I’ve always seen it as a symptom of growing up in a noisy modern environment, 24 hour TV, car radios, traffic, neighbors, etc. My brother can’t sleep without the TV on, and if I shut it off he’ll wake up and turn it on. Silence isn’t something we’re used to and its seen as being wrong. I’m sure it makes people more comfortable, like puppies going to sleep by listening to a ticking alarm clock that sounds a lot like mom’s heartbeat. More comfortable probably equals more efficient workers.
I bet it also has a lot to do with the withdrawl effect of media, especially TV. You need the sound bites, tinny laugh tracks, and crass commercials to feel right. TV is your friend, wouldn’t you like your friends at work with you?
It depends on what kind of work you do. I used to work at a Photo Lab, sort of a Photo Lab Sweat Shop, if you ask me. I was in the Art Dept. We sat at our little cubicles, using teeny brushes and photo dyes, and filling in blemishes and flaws in teenager’s portraits. 10 hours a day, (8 hours on Sat) during the busy season.

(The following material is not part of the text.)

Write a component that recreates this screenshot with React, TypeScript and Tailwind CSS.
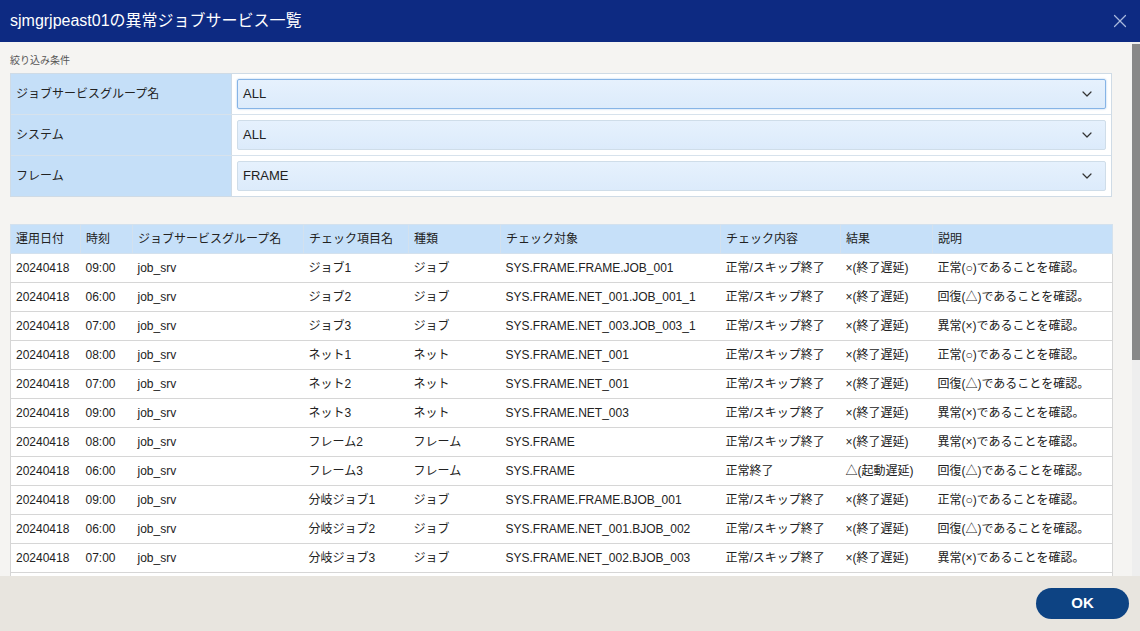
import { ChevronDown, X } from "lucide-react";

const FONT = { fontFamily: '"Liberation Sans", "Noto Sans CJK JP", sans-serif' };

interface Row {
  date: string;
  time: string;
  group: string;
  item: string;
  kind: string;
  target: string;
  content: string;
  result: string;
  desc: string;
}

const OK_DESC = "正常(○)であることを確認。";
const RECOVER_DESC = "回復(△)であることを確認。";
const NG_DESC = "異常(×)であることを確認。";

const rows: Row[] = [
  { date: "20240418", time: "09:00", group: "job_srv", item: "ジョブ1", kind: "ジョブ", target: "SYS.FRAME.FRAME.JOB_001", content: "正常/スキップ終了", result: "×(終了遅延)", desc: OK_DESC },
  { date: "20240418", time: "06:00", group: "job_srv", item: "ジョブ2", kind: "ジョブ", target: "SYS.FRAME.NET_001.JOB_001_1", content: "正常/スキップ終了", result: "×(終了遅延)", desc: RECOVER_DESC },
  { date: "20240418", time: "07:00", group: "job_srv", item: "ジョブ3", kind: "ジョブ", target: "SYS.FRAME.NET_003.JOB_003_1", content: "正常/スキップ終了", result: "×(終了遅延)", desc: NG_DESC },
  { date: "20240418", time: "08:00", group: "job_srv", item: "ネット1", kind: "ネット", target: "SYS.FRAME.NET_001", content: "正常/スキップ終了", result: "×(終了遅延)", desc: OK_DESC },
  { date: "20240418", time: "07:00", group: "job_srv", item: "ネット2", kind: "ネット", target: "SYS.FRAME.NET_001", content: "正常/スキップ終了", result: "×(終了遅延)", desc: RECOVER_DESC },
  { date: "20240418", time: "09:00", group: "job_srv", item: "ネット3", kind: "ネット", target: "SYS.FRAME.NET_003", content: "正常/スキップ終了", result: "×(終了遅延)", desc: NG_DESC },
  { date: "20240418", time: "08:00", group: "job_srv", item: "フレーム2", kind: "フレーム", target: "SYS.FRAME", content: "正常/スキップ終了", result: "×(終了遅延)", desc: NG_DESC },
  { date: "20240418", time: "06:00", group: "job_srv", item: "フレーム3", kind: "フレーム", target: "SYS.FRAME", content: "正常終了", result: "△(起動遅延)", desc: RECOVER_DESC },
  { date: "20240418", time: "09:00", group: "job_srv", item: "分岐ジョブ1", kind: "ジョブ", target: "SYS.FRAME.FRAME.BJOB_001", content: "正常/スキップ終了", result: "×(終了遅延)", desc: OK_DESC },
  { date: "20240418", time: "06:00", group: "job_srv", item: "分岐ジョブ2", kind: "ジョブ", target: "SYS.FRAME.NET_001.BJOB_002", content: "正常/スキップ終了", result: "×(終了遅延)", desc: RECOVER_DESC },
  { date: "20240418", time: "07:00", group: "job_srv", item: "分岐ジョブ3", kind: "ジョブ", target: "SYS.FRAME.NET_002.BJOB_003", content: "正常/スキップ終了", result: "×(終了遅延)", desc: NG_DESC },
];

const headers = ["運用日付", "時刻", "ジョブサービスグループ名", "チェック項目名", "種類", "チェック対象", "チェック内容", "結果", "説明"];
const widths = [70, 52, 171, 105, 92, 220, 120, 92, 180];

const filters = [
  { label: "ジョブサービスグループ名", value: "ALL", focused: true },
  { label: "システム", value: "ALL", focused: false },
  { label: "フレーム", value: "FRAME", focused: false },
];

function FilterSelect({ value, focused }: { value: string; focused: boolean }) {
  return (
    <div
      className={`flex h-[30px] items-center justify-between rounded-[2px] bg-gradient-to-b from-[#e6f1fd] to-[#dcebfb] pl-[5px] pr-[10px] text-[13px] text-[#222] ${
        focused ? "border border-[#86b4e6] shadow-[0_0_2px_#9cc3ec]" : "border border-[#cfdde9]"
      }`}
    >
      <span>{value}</span>
      <ChevronDown className="h-4 w-4 text-[#333]" strokeWidth={1.8} />
    </div>
  );
}

export default function App() {
  return (
    <div className="flex h-[631px] w-[1140px] flex-col overflow-hidden bg-[#f5f4f2]" style={FONT}>
      {/* title bar */}
      <div className="flex h-[42px] shrink-0 items-center justify-between bg-[#0d2a82] pl-[10px] pr-[9px]">
        <span className="text-[16px] text-white">sjmgrjpeast01の異常ジョブサービス一覧</span>
        <X className="h-[22px] w-[22px] text-[#a9b8dc]" strokeWidth={1.3} />
      </div>

      {/* body */}
      <div className="flex min-h-0 flex-1">
        <div className="min-w-0 flex-1 overflow-hidden pl-[10px] pr-[20px]">
          <div className="pt-[11px] text-[10px] leading-[15px] text-[#555]">絞り込み条件</div>

          <div className="mt-[5px] border border-[#cfdbe6] bg-white">
            {filters.map((f, i) => (
              <div key={f.label} className={`flex ${i > 0 ? "h-[41px] border-t border-[#d7e2ec]" : "h-[40px]"}`}>
                <div className="flex w-[221px] items-center border-r border-[#cfdbe6] bg-[#c5dff8] pl-[5px] text-[12px] text-[#222]">
                  {f.label}
                </div>
                <div className="flex flex-1 items-center px-[5px]">
                  <div className="flex-1">
                    <FilterSelect value={f.value} focused={f.focused} />
                  </div>
                </div>
              </div>
            ))}
          </div>

          <table className="mt-[27px] w-[1102px] table-fixed border-collapse bg-white text-[12px] text-[#222]">
            <colgroup>
              {widths.map((w, i) => (
                <col key={i} style={{ width: w }} />
              ))}
            </colgroup>
            <thead>
              <tr className="h-[29px] bg-[#c6e0f9]">
                {headers.map((h) => (
                  <th key={h} className="border border-[#d3e1ee] pl-[5px] text-left font-normal">
                    {h}
                  </th>
                ))}
              </tr>
            </thead>
            <tbody>
              {rows.map((r, i) => (
                <tr key={i} className="h-[29px] border-x border-[#d6d6d6]">
                  {[r.date, r.time, r.group, r.item, r.kind, r.target, r.content, r.result, r.desc].map((c, j) => (
                    <td key={j} className="whitespace-nowrap border-b border-[#d6d6d6] pl-[5px]">
                      {c}
                    </td>
                  ))}
                </tr>
              ))}
              <tr className="h-[29px] border-x border-[#d6d6d6]">
                <td colSpan={9} />
              </tr>
            </tbody>
          </table>
        </div>

        {/* scrollbar */}
        <div className="flex w-[8px] shrink-0 flex-col bg-[#eeeeee] pt-[2px]">
          <div className="h-[316px] bg-[#888888]" />
        </div>
      </div>

      {/* footer */}
      <div className="flex h-[55px] shrink-0 items-center justify-end bg-[#e8e5df] pr-[11px]">
        <button className="h-[31px] w-[93px] rounded-full bg-[#0d4383] text-[15px] font-bold text-white">OK</button>
      </div>
    </div>
  );
}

We’d do hundreds of photos a day. Sometimes we’d fill in some stray hair or dust spot that got on a negative of a print - we’d use our teeny little brushes, and cramp our fingers, and fill in teeny little hair lines that got on a hundred fricking identical photos. It’s enough to drive you batty. You are damned right we needed radios or walkmans to survive. (We usually used walkmans, so we wouldn’t disturb each other.)
We’d bring in books on tape and listen to novels as we worked. It was wonderful - made the work almost bearable. We listened to talk radio or music. On occasion the jerks that ran the Photo Lab sweat shop would get their knickers in a bunch and not let us use our radios. Morale would go down, we’d get crabby and fussy and talk to each other more. And then we’d get our radios back. I have heard about other Photo Labs that insist that their artists use walkmans, because it helps them concentrate and survive the tedium.
However, since most photo labs are going digital, the days of an artist painstakingly painting on hundreds of prints is coming to an end. But for those kind of tedious, right-brain kind of jobs, I think the radio or TV would be absolutely mandatory.
I read of a study a few years ago proving that having classical music playing softly in the background helped studying. I then started playing it during the day when my son and I are studying different subjects. Math, it seemed helpful, but English subjects, it appeared to me to distract Billy more. That is MY unofficial experiment for you!
In psychology there’s the concept of state-dependent learning, which is basically that you’ll perform a task best under the same conditions in which you prepared for/learned the task. So if they learned to type letters/dig ditches/clone sheep while listening to the radio, then it’s definitely possible they perform best (but not necessarily speediest) while listening to the radio.
I know for a fact that when I listen to music I like, I do perform faster and do a much better job. In all areas of my life I do better. But when someone throws on the Dave Mathews Band, I crumble.